Even after last night's loss to the Blue Jays, a loss they could ill afford, the Yanks are still in it. Yes, they are on life support, behind Cleveland, Baltimore, and Kansas City with but eight games to play. And yet, they still breathe, though far from easily.

Boston has already beaten the heck out of them, and last night's 6-2 loss to the Blue Jays following Wednesday's inspirational comeback victory may just prove to be the dream-ender for this battered team. When you're hanging by your fingernails, you simply can't afford to lose two out of three to a team that just won its 70th game.

It all depends on whether the shoulders Joe Girardi taps from now on do the job.

On Wednesday, he laid it on Vernon Wells, and Wells came through with a big hit. On Thursday, he laid it on Joba Chamberlain and he blew it all up in the seventh by allowing a three-run homer.

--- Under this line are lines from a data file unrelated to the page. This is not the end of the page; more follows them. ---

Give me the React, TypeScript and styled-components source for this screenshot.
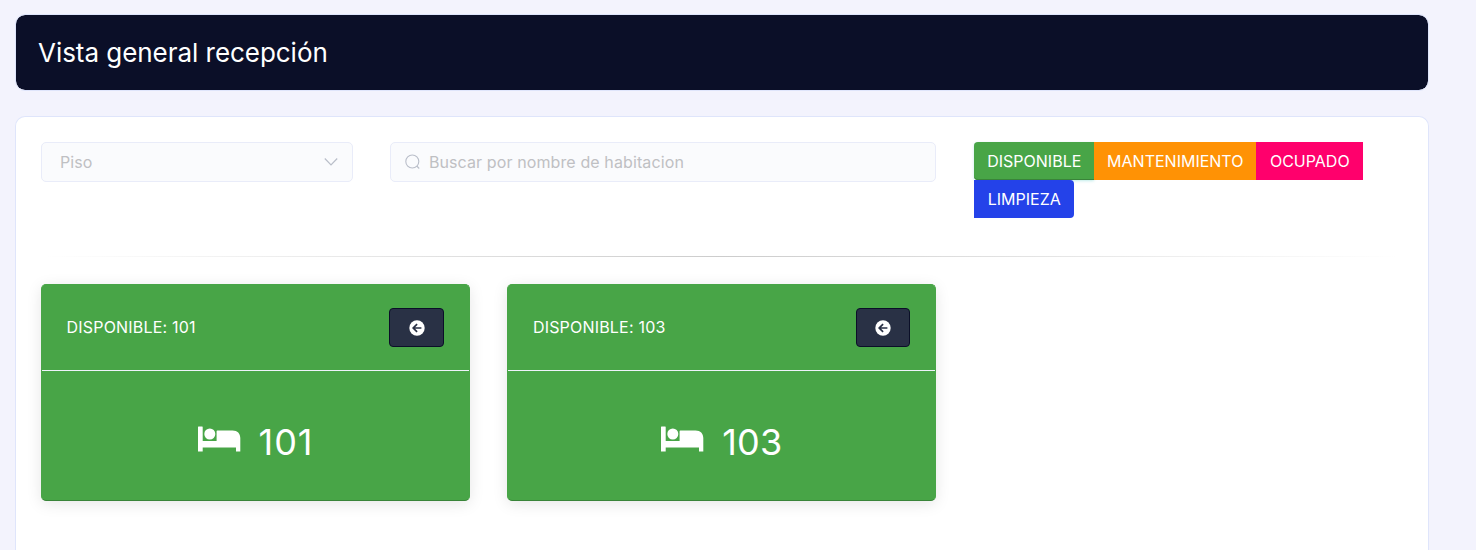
import React from 'react';
import styled, { createGlobalStyle } from 'styled-components';

const GlobalStyle = createGlobalStyle`
  * { box-sizing: border-box; }
  body {
    margin: 0;
    background: #f3f3fd;
    font-family: Inter, "Liberation Sans", sans-serif;
    font-size: 16px;
    color: #fff;
  }
`;

const Page = styled.main`
  width: 1429px;
  height: 550px;
  overflow: hidden;
  padding: 14px 0 0 15px;
  display: flex;
  flex-direction: column;
`;

const TitleBar = styled.header`
  flex: none;
  height: 77px;
  padding: 0 22px;
  display: flex;
  align-items: center;
  background: #0b0f28;
  background-clip: padding-box;
  border: 1px solid #dfe5fb;
  border-radius: 10px;
`;

const Title = styled.h1`
  margin: 0;
  font-size: 26px;
  font-weight: 400;
  line-height: 32px;
  letter-spacing: -.04px;
`;

const Panel = styled.section`
  margin-top: 25px;
  flex: 1;
  padding: 25px 25px 0;
  background: #fff;
  border: 1px solid #dfe5fb;
  border-bottom: 0;
  border-radius: 10px 10px 0 0;
`;

const Filters = styled.div`
  display: grid;
  grid-template-columns: 312px 546px 400px;
  column-gap: 37.4px;
  align-items: start;
`;

const Field = styled.div`
  height: 40px;
  display: flex;
  align-items: center;
  padding: 0 14px;
  gap: 8.5px;
  background: #fafbfd;
  border: 1px solid #e9ecf9;
  border-radius: 5px;
  color: #bfc0c3;
  letter-spacing: .11px;
  svg { flex: none; }
`;

const SelectField = styled(Field)`
  justify-content: space-between;
  padding-left: 18px;
`;

const Legend = styled.div`
  display: flex;
  flex-wrap: wrap;
`;

const Status = styled.span<{ $color: string; $radius?: string; $raised?: boolean; $width: number }>`
  width: ${p => p.$width}px;
  height: 38px;
  padding-left: 1px;
  line-height: 38px;
  text-align: center;
  background: ${p => p.$color};
  border-radius: ${p => p.$radius ?? '0'};
  box-shadow: ${p => (p.$raised ? 'inset 0 -1px 0 #398439, 0 1px 3px rgba(0, 180, 170, .25)' : 'none')};
`;

const Divider = styled.hr`
  margin: 38px 0 27px;
  height: 1px;
  border: 0;
  background: linear-gradient(to right, rgba(0,0,0,0), rgba(0,0,0,.2), rgba(0,0,0,0));
`;

const Rooms = styled.div`
  display: flex;
  gap: 37.4px;
`;

const Room = styled.article`
  width: 429px;
  height: 217px;
  background: #48a547;
  border: 1px solid #48a547;
  border-bottom-color: #398439;
  border-radius: 5px;
  box-shadow: 0 3px 15px rgba(0, 0, 0, .1);
`;

const RoomHeader = styled.div`
  height: 86px;
  padding: 0 25px 0 24.5px;
  display: flex;
  align-items: center;
  justify-content: space-between;
  border-bottom: 1px solid #eef3fa;
`;

const RoomStatus = styled.span`
  padding-bottom: 1px;
  letter-spacing: .2px;
`;

const BackButton = styled.button`
  width: 54.7px;
  height: 39px;
  padding: 0;
  display: flex;
  align-items: center;
  justify-content: center;
  color: #fff;
  background: #293145;
  border: 1px solid #0b0f28;
  border-radius: 4px;
`;

const RoomBody = styled.div`
  height: 129px;
  padding-top: 13px;
  display: flex;
  align-items: center;
  justify-content: center;
  gap: 18px;
  svg { margin-bottom: 6px; }
`;

const RoomNumber = styled.span<{ $tracking: number }>`
  font-size: 36px;
  line-height: 44px;
  font-kerning: none;
  letter-spacing: ${p => p.$tracking}px;
`;

const BackIcon = () => (
  <svg width="16" height="16" viewBox="0 0 16 16" fill="none">
    <circle cx="8" cy="8" r="7.7" fill="currentColor" />
    <path d="M8.1 4.1 4.2 8l3.9 3.9M4.4 8h8" stroke="#293145" strokeWidth="1.7" />
  </svg>
);

const Bed = () => (
  <svg width="43" height="26" viewBox="0 0 43 26" fill="currentColor">
    <path d="M0 1Q0 .5.5.5H4.2Q4.7.5 4.7 1V15H18.6V5.2Q18.6 4.5 19.3 4.5H34.5C39.5 4.5 42.3 7.5 42.3 12V25.4H38V21.4H4.7V25.4H0Z" />
    <circle cx="11.8" cy="8" r="5.5" />
  </svg>
);

const statuses = [
  { name: 'DISPONIBLE', color: '#48a547', width: 120, radius: '4px 0 0 4px', raised: true },
  { name: 'MANTENIMIENTO', color: '#ff9205', width: 162 },
  { name: 'OCUPADO', color: '#ff006c', width: 107 },
  { name: 'LIMPIEZA', color: '#2442e9', width: 100, radius: '0 4px 4px 0' },
];

const rooms = [
  { number: '101', tracking: 1 },
  { number: '103', tracking: 0.2 },
];

export default function App() {
  return (
    <>
      <GlobalStyle />
      <Page>
        <TitleBar><Title>Vista general recepción</Title></TitleBar>
        <Panel>
          <Filters>
            <SelectField>
              Piso
              <svg width="14" height="10" viewBox="0 0 14 10" fill="none" stroke="#b9bec9" strokeWidth="1.2">
                <path d="M.8 1.5 7 7.8l6.2-6.3" />
              </svg>
            </SelectField>
            <Field>
              <svg width="15" height="16" viewBox="0 0 15 16" fill="none" stroke="#b9bec9" strokeWidth="1.1">
                <circle cx="7.3" cy="7.5" r="6.5" />
                <path d="m11.8 12 2.4 2.5" />
              </svg>
              Buscar por nombre de habitacion
            </Field>
            <Legend>
              {statuses.map(s => (
                <Status key={s.name} $color={s.color} $width={s.width} $radius={s.radius} $raised={s.raised}>
                  {s.name}
                </Status>
              ))}
            </Legend>
          </Filters>
          <Divider />
          <Rooms>
            {rooms.map(r => (
              <Room key={r.number}>
                <RoomHeader>
                  <RoomStatus>DISPONIBLE: {r.number}</RoomStatus>
                  <BackButton aria-label="Volver"><BackIcon /></BackButton>
                </RoomHeader>
                <RoomBody><Bed /><RoomNumber $tracking={r.tracking}>{r.number}</RoomNumber></RoomBody>
              </Room>
            ))}
          </Rooms>
        </Panel>
      </Page>
    </>
  );
}
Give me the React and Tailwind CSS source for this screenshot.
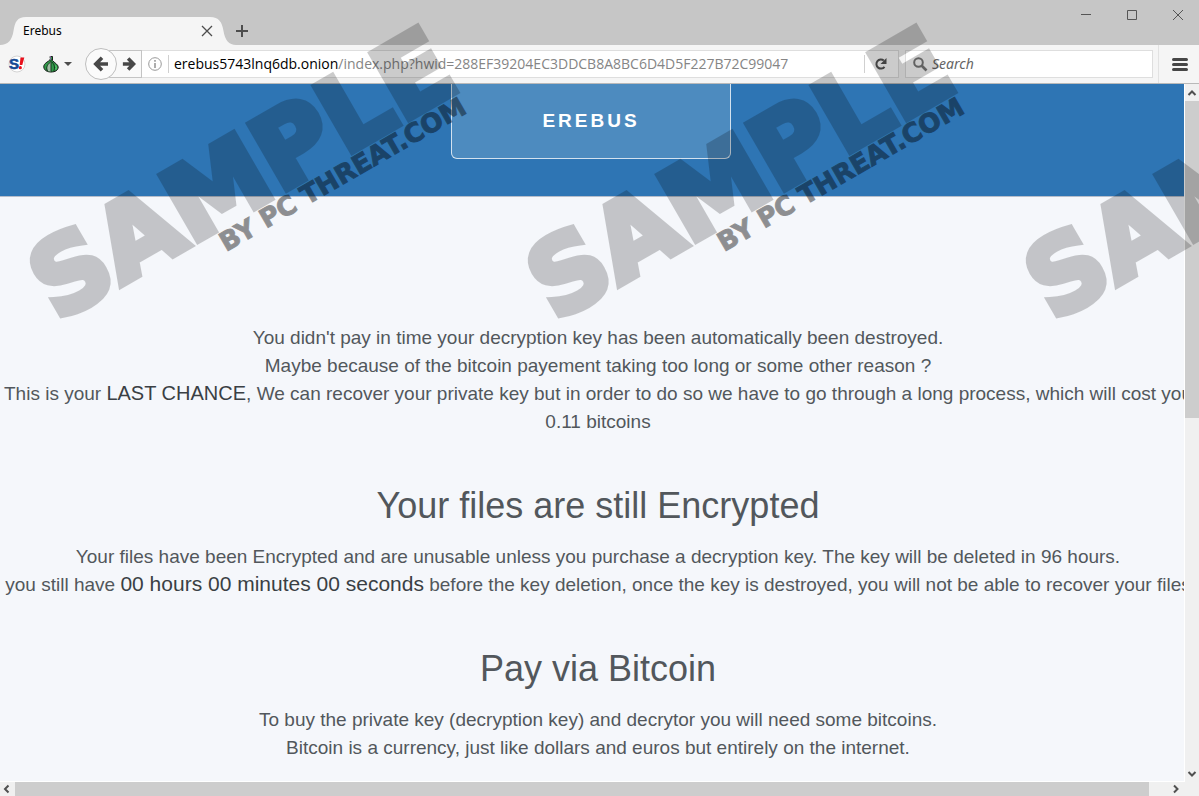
import React, { useState } from 'react';

const PATH = '/index.php?hwid=288EF39204EC3DDCB8A8BC6D4D5F227B72C99047';

const Chevron = ({ d }) => (
  <svg className="w-[14px] h-[14px]" viewBox="0 0 14 14" fill="none" stroke="#505050" strokeWidth="2">
    <path d={d} />
  </svg>
);

const TitleBar = () => (
  <header className="flex h-[45px] shrink-0 bg-[#c6c6c6]">
    <div className="relative self-end w-[236px] h-7 flex items-center justify-between pl-[23px] pr-[23px]">
      <svg className="absolute left-0 top-0 w-[236px] h-7" viewBox="0 0 236 28" fill="#f5f5f5">
        <path d="M0 28 C8 28 12 23 13.500 14 C15 5 17 0 26 0 H210 C219 0 222 5 223.500 14 C225 23 229 28 236 28 Z" />
      </svg>
      <span className="relative text-xs text-black">Erebus</span>
      <button aria-label="Close tab" className="relative">
        <svg className="w-3 h-3" viewBox="0 0 12 12" fill="none" stroke="#4d4d4d" strokeWidth="1.300">
          <path d="M1 1 L11 11 M11 1 L1 11" />
        </svg>
      </button>
    </div>
    <button aria-label="New tab" className="self-end h-7">
      <svg className="w-3 h-3" viewBox="0 0 12 12" stroke="#4d4d4d" strokeWidth="2">
        <path d="M6 0 V12 M0 6 H12" />
      </svg>
    </button>

    {/* Window controls */}
    <div className="ml-auto flex items-center gap-9 h-[30px] pr-4">
      <button aria-label="Minimize">
        <svg className="w-[10px] h-[10px]" viewBox="0 0 10 10" stroke="#555"><path d="M0 4.500 H10" /></svg>
      </button>
      <button aria-label="Maximize">
        <svg className="w-[10px] h-[10px]" viewBox="0 0 10 10" fill="none" stroke="#555"><path d="M.5 .5 H9.500 V9.500 H.5 Z" /></svg>
      </button>
      <button aria-label="Close">
        <svg className="w-[10px] h-[10px]" viewBox="0 0 10 10" stroke="#555"><path d="M0 0 L10 10 M10 0 L0 10" /></svg>
      </button>
    </div>
  </header>
);

const Toolbar = () => {
  const [path, setPath] = useState(PATH);
  const [query, setQuery] = useState('');

  return (
    <nav className="flex items-center h-[39px] shrink-0 bg-[#f5f5f5] border-b border-[#b9b9b9] pl-2">
      {/* NoScript */}
      <button aria-label="NoScript">
        <svg className="w-[18px] h-[18px]" viewBox="0 0 18 18">
          <circle cx="9" cy="9" r="8" fill="#fff" stroke="#d4d4d4" />
          <text x="1" y="14" fill="#164a94" stroke="#164a94" strokeWidth=".6" fontFamily="Liberation Sans, sans-serif" fontWeight="700" fontSize="15">S</text>
          <path d="M12.500 2.500 h3.800 l-2 7.500 h-2.600 Z" fill="#e8101c" />
          <circle cx="12.300" cy="12.700" r="1.600" fill="#e8101c" />
        </svg>
      </button>
      {/* Tor button */}
      <button aria-label="Tor" className="flex items-center gap-1 ml-4">
        <svg className="w-[18px] h-[18px]" viewBox="0 0 18 18">
          <path d="M8 1.500 Q9 4 7.500 5.500 C4 7.500 1.500 9.500 1.800 12 C2 15.500 5.500 17 9 17 C13 17 16.200 15.500 16.200 12 C16.200 9.500 12 7.500 10.500 5.500 L10.500 1.500 Z" fill="#2f9a48" stroke="#1d1d1d" />
          <path d="M9 6.500 C5 9 4 13 6 16 L9 16.500 Z" fill="#a3bda6" />
          <path d="M9 4 V16.500 M8.500 7 C4.500 10 4 13.500 5.500 16 M10 7 C13 10 13 14 11.500 16.500" fill="none" stroke="#15351e" />
          <path d="M13.800 14.500 Q15 12 13.500 10.500" fill="none" stroke="#66dc7c" />
          <path d="M8.500 1 V5" stroke="#7a6694" />
        </svg>
        <svg className="w-2 h-1" viewBox="0 0 8 4" fill="#4d4d4d"><path d="M0 0 H8 L4 4 Z" /></svg>
      </button>

      <div className="flex items-center ml-[13px]">
        <button aria-label="Back" className="relative z-10 w-8 h-8 rounded-full border border-[#bebebe] bg-[#fbfbfb] flex items-center justify-center">
          <svg className="w-4 h-4" viewBox="0 0 16 16" fill="none" stroke="#484848" strokeWidth="3.600">
            <path d="M15 8 H3 M9 1.800 L2.800 8 L9 14.200" />
          </svg>
        </button>
        <button aria-label="Forward" className="w-[33px] h-7 -ml-2 border border-[#c4c4c4] bg-[#f9f9f9] flex items-center justify-end pr-[5px]">
          <svg className="w-[14px] h-[14px]" viewBox="0 0 16 16" fill="none" stroke="#484848" strokeWidth="4">
            <path d="M1 8 H12 M7 1.800 L13.200 8 L7 14.200" />
          </svg>
        </button>
      </div>

      {/* Address bar */}
      <div className="flex flex-1 items-center h-7 min-w-0 bg-white border border-l-0 border-[#dedede] pl-[6px] text-sm font-['Open_Sans','Noto_Sans',sans-serif]">
        <svg className="w-[14px] h-[14px] shrink-0" viewBox="0 0 14 14" fill="none" stroke="#999">
          <circle cx="7" cy="7" r="6.300" />
          <path d="M7 6 V11 M7 3 V4.700" strokeWidth="1.600" />
        </svg>
        <div className="w-px h-[18px] bg-[#d0d0d0] ml-[6px] mr-[5px]" />
        <label htmlFor="url" className="text-black">erebus5743lnq6db.onion</label>
        <input
          id="url"
          value={path}
          onChange={(e) => setPath(e.target.value)}
          className="flex-1 min-w-0 bg-transparent text-[#858585] outline-none"
        />
        <button aria-label="Reload" className="flex items-center h-[18px] border-l border-[#d0d0d0] pl-[9px] pr-[10px]">
          <svg className="w-[14px] h-[14px]" viewBox="0 0 14 14">
            <path d="M10.500 9.800 A4.500 4.500 0 1 1 9.800 3.600" fill="none" stroke="#555" strokeWidth="2" />
            <path d="M12.500 1 V7 H6.500 Z" fill="#555" />
          </svg>
        </button>
      </div>

      {/* Search box */}
      <div className="flex items-center h-7 w-[248px] ml-[6px] mr-[5px] bg-white border border-[#dedede] pl-[7px] gap-1 text-sm">
        <svg className="w-[15px] h-[15px] shrink-0" viewBox="0 0 15 15" fill="none" stroke="#7b7b7b">
          <circle cx="5.500" cy="5.500" r="4.300" strokeWidth="2" />
          <path d="M8.500 8.500 L13.500 13.500" strokeWidth="2.600" />
        </svg>
        <input
          aria-label="Search"
          placeholder="Search"
          value={query}
          onChange={(e) => setQuery(e.target.value)}
          className="flex-1 min-w-0 bg-transparent italic outline-none placeholder:text-[#666]"
        />
      </div>
      <button aria-label="Menu" className="flex items-center h-full border-l border-[#e2e2e2] pl-[13px] pr-[11px]">
        <svg className="w-4 h-[13px]" viewBox="0 0 16 13" stroke="#464646" strokeWidth="3" strokeLinecap="round">
          <path d="M1.500 1.500 H14.500 M1.500 6.500 H14.500 M1.500 11.500 H14.500" />
        </svg>
      </button>
    </nav>
  );
};

const Heading = ({ children }) => (
  <h2 className="mt-12 mb-4 text-4xl leading-[43px]">{children}</h2>
);

const Page = () => (
  <main className="flex-1 min-w-0 overflow-hidden bg-[#f5f7fb] border-r border-b border-white font-['Liberation_Sans',Arial,sans-serif]">
    <div className="flex justify-center items-start h-[113px] bg-[#2e75b4] border-b border-[#b5bdcb] pr-[2px]">
      <h1 className="w-[280px] h-[75px] flex items-center justify-center rounded-b-md border border-t-0 border-[#d3e2ef] bg-[#4d8bbf] text-[19px] font-bold tracking-[3px] text-white">
        EREBUS
      </h1>
    </div>
    <div className="-mr-3 pt-[127px] text-center whitespace-nowrap text-[19px] leading-7 text-[#52575c]">
      <p>You didn't pay in time your decryption key has been automatically been destroyed.</p>
      <p>Maybe because of the bitcoin payement taking too long or some other reason ?</p>
      <p>
        This is your <strong className="font-normal text-xl leading-none text-[#3a3f44]">LAST CHANCE</strong>, We can recover your private key but in order to do so we have to go through a long process, which will cost you
      </p>
      <p>0.11 bitcoins</p>
      <Heading>Your files are still Encrypted</Heading>
      <p>Your files have been Encrypted and are unusable unless you purchase a decryption key. The key will be deleted in 96 hours.</p>
      <p>
        you still have <strong className="font-normal text-[21px] leading-none text-[#3a3f44]">00 hours 00 minutes 00 seconds</strong> before the key deletion, once the key is destroyed, you will not be able to recover your files
      </p>
      <Heading>Pay via Bitcoin</Heading>
      <p>To buy the private key (decryption key) and decrytor you will need some bitcoins.</p>
      <p>Bitcoin is a currency, just like dollars and euros but entirely on the internet.</p>
    </div>
  </main>
);

const Watermark = () => (
  <div className="absolute inset-0 flex overflow-hidden pointer-events-none" aria-hidden="true">
    {[0, 1, 2].map((i) => (
      <svg key={i} className="w-[498px] h-[340px] shrink-0 overflow-visible" viewBox="0 0 498 340" fontFamily="DejaVu Sans, sans-serif" fontWeight="700" stroke="#000">
        <text transform="translate(57 322) rotate(-30)" fontSize="103" strokeWidth="7" opacity="0.2">SAMPLE</text>
        <text transform="translate(226 252) rotate(-30)" fontSize="26" strokeWidth="1" opacity="0.42">BY PC THREAT.COM</text>
      </svg>
    ))}
  </div>
);

const App = () => (
  <div className="relative flex flex-col h-screen overflow-hidden bg-[#f0f0f0] font-['Noto_Sans','Open_Sans',sans-serif]">
    <TitleBar />
    <Toolbar />
    <div className="flex flex-1 min-h-0">
      <Page />
      <div className="flex flex-col w-[14px]">
        <button aria-label="Scroll up" className="h-[17px]"><Chevron d="M3.500 9 L7 5.500 L10.500 9" /></button>
        <div className="flex-1">
          <div className="h-[47.7%] bg-[#cdcdcd]" />
        </div>
        <button aria-label="Scroll down" className="h-[17px]"><Chevron d="M3.500 5 L7 8.500 L10.500 5" /></button>
      </div>
    </div>
    <div className="flex h-[14px] shrink-0 pr-4">
      <button aria-label="Scroll left" className="w-[15px]"><Chevron d="M8.500 3.500 L5 7 L8.500 10.500" /></button>
      <div className="flex-1 pr-5">
        <div className="h-full bg-[#cdcdcd]" />
      </div>
      <button aria-label="Scroll right" className="w-[14px]"><Chevron d="M5 3.500 L8.500 7 L5 10.500" /></button>
    </div>
    <Watermark />
  </div>
);

export default App;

A team that did nothing until it exploded with four eighth-inning runs on Wednesday did nothing again Thursday. Five hits, two runs, one on a ninth-inning ground out, were all they managed. It was a repeat of so many of their losses of 2013. It remains a scenario that boggles the mind, not so much about how the Yankees, of all franchises, could look so limp and pliant on offense, but how they have remained in the race for a postseason spot for so long.

It helps that Baltimore has failed to pull away, having lost to allow Boston to clinch its October spot. And we all know the answers to the offensive riddle. It's the old story -- too many injuries, not enough quality bats. And not enough quality at-bats. Witness Curtis Granderson as reliever Luis Perez started him off in the ninth, the Yanks down 6-1, with three straight balls. He took the next one for a strike, and then swung through the last two for the first out.

The Yanks did mount a bit of a rally as Alex Rodriguez walked and Robbie Cano singled him to second, chasing Perez. Jeremy Jeffress obliged with a walk to Alfonso Soriano to load the bases.

Out went Jeffress and in came Casey Jannsen. Wednesday's hero Wells drove in a run with his ground out, but that was it. The Yanks crept quietly back to the dugout after that, knowing full well that the postseason had faded just that much farther into the distance.

In bygone days, the Yanks would simply be playing for jobs and reputations by now. Only thanks to baseball's ultimate chase for the fan dollar -- that second wild card spot -- is there any interested at all in this aged, hurting squad. And it will remain, apparently, even as the Yanks give away games to the cellar teams they're supposed to beat, and need to beat if they expect to leapfrog into the postseason.

So from here on in, we will have a season of moments. If the players who gave Girardi such a good May can offer him a few more moments, then they have an outside chance providing everyone in front of them collapses. It is probably too late for that, however.

Friday they begin the final homestand against the Rays. It won't be easy. But it will be pivotal.

Girardi had best choose wisely the shoulder upon which he places his hand.